$ (x+1)(y+1)=x+xy+y+1=x^{2}+xy+y^{2}+1=1(mod 2)$. So $ x=y=0(mod 2)$. So $ x^{2}+xy+y^{2}=0(mod 4)$. $ 4(x^{2}+xy+y^{2})=(2x+y)^{2}+3y^{2}$. Since $ (3/5)=-1, 2x+y=y=0(mod 5)$. Therefore, $ x^{2}+xy+y^{2}=0(mod 25)$. from $ x^{2}+xy+y^{2}=0(mod 4),(mod 25)$ we conclude $ x^{2}+xy+y^{2}=0 (mod 100)$

Peter wrote: The last digit of the number $ x^{2}+xy+y^{2}$ is zero (where $ x$ and $ y$ are positive integers). Prove that two last digits of this numbers are zeros.
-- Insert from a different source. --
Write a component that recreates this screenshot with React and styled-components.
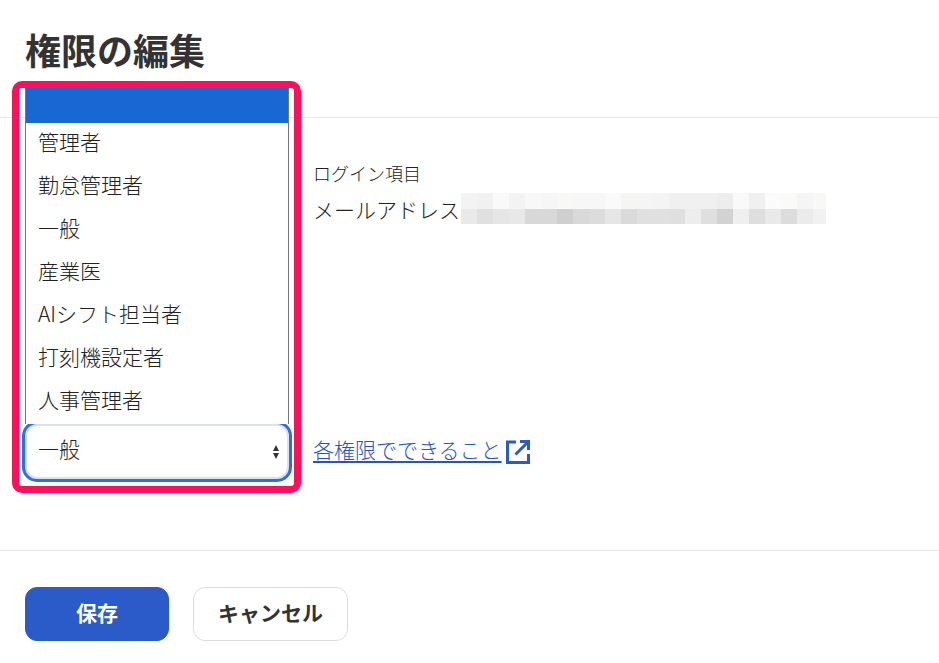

The above proof has a straighfoward generalization. Let $ \left(\frac{a}{p}\right)$ denote the Legendre symbol. We first prove two facts. Lemma. Let $ p$ be an odd prime with $ p>3$. Then, we obtain \[ \left(\frac{-3}{p}\right) =\begin{cases}1, & p\equiv 1\; (mod\; 3) ,\\ -1, & p\equiv-1\; (mod\; 3).\\ \end{cases}\] Proof Using well-known properties of Legendre symbol, we compute \[ \left(\frac{-3}{p}\right) =\left(-1\right)^{\frac{p-1}{2}}\left(\frac{3}{p}\right) =\left(-1\right)^{\frac{p-1}{2}}\left(\frac{p}{3}\right)\left(-1\right)^{\left(\frac{3-1}{2}\right)\left(\frac{p-1}{2}\right)}=\left(\frac{p}{3}\right).\] Proposition Let $ p$ be a prime with $ p\equiv-1\; (mod\; 3)$ and let $ f(x,y)=x^{2}+xy+y^{2}$. Whenever $ f(x,y)$ is divisible by $ p$ for some pairs $ (x,y)$ of integers, both $ x$ and $ y$ are divisible by $ p$. Hence, $ f(x,y)$ is divisible by $ p^{2}$. Proof Simple parity arguments kill the case $ p=2$. Now assume that $ p\equiv-1\; (mod\; 3)$. Suppose that $ p\;\vert\; f(x,y)$ for some integers $ x$ and $ y$. In the view of the identity \[ f(x,y)=\left( x+\frac{y}{2}\right)+\frac{3}{4}y^{2}=\frac{1}{4}\left( (2x+y)^{2}+3y^{2}\right) ,\] we have \[ (2x+y)^{2}\equiv-3y^{2}\; (mod\; p).\] We first show that $ y$ is divisibly by $ p$. Assume to the contrary that $ y\not\equiv 0\; (mod\; p)$. Multiplying the inverse of $ y$ modulo $ p$, we obtain \[ (2xy^{-1}+1)^{2}\equiv-3\; (mod\; p).\] Since $ p\equiv-1\; (mod\; 3)$, we find that $ p\neq 3$ so that $ 2xy^{-1}+1\not\equiv 0\; (mod\; p)$. Hence, it says that $ -3$ is a quadratic residue modulo $ p$. Since $ p\equiv-1\; (mod\; 3)$, we apply Lemma 1.1 to obtain \[ \left(\frac{-3}{p}\right)=-1.\] This means that $ -3$ is a quadratic nonresidue modulo $ p$. This is a contradiction. We therefore conclude that $ y\equiv 0\; (mod\; p)$. It follows that $ 0\equiv f(x,y)\equiv x^{2}+xy+y^{2}\equiv x^{2}\; (mod\; p)$ so that $ x\equiv 0\; (mod\; p)$. Now, here goes the solution. Since the last digit of $ x^{2}+xy+y^{2}$ is zero, we find that $ x^{2}+xy+y^{2}$ is divisibly by $ 2\cdot 5$. Applying Proposition, we conclude that $ x^{2}+xy+y^{2}$ is divisibly by $ 2^{2}\cdot 5^{2}$ so that two lastdigits of $ x^{2}+xy+y^{2}$ are zeros.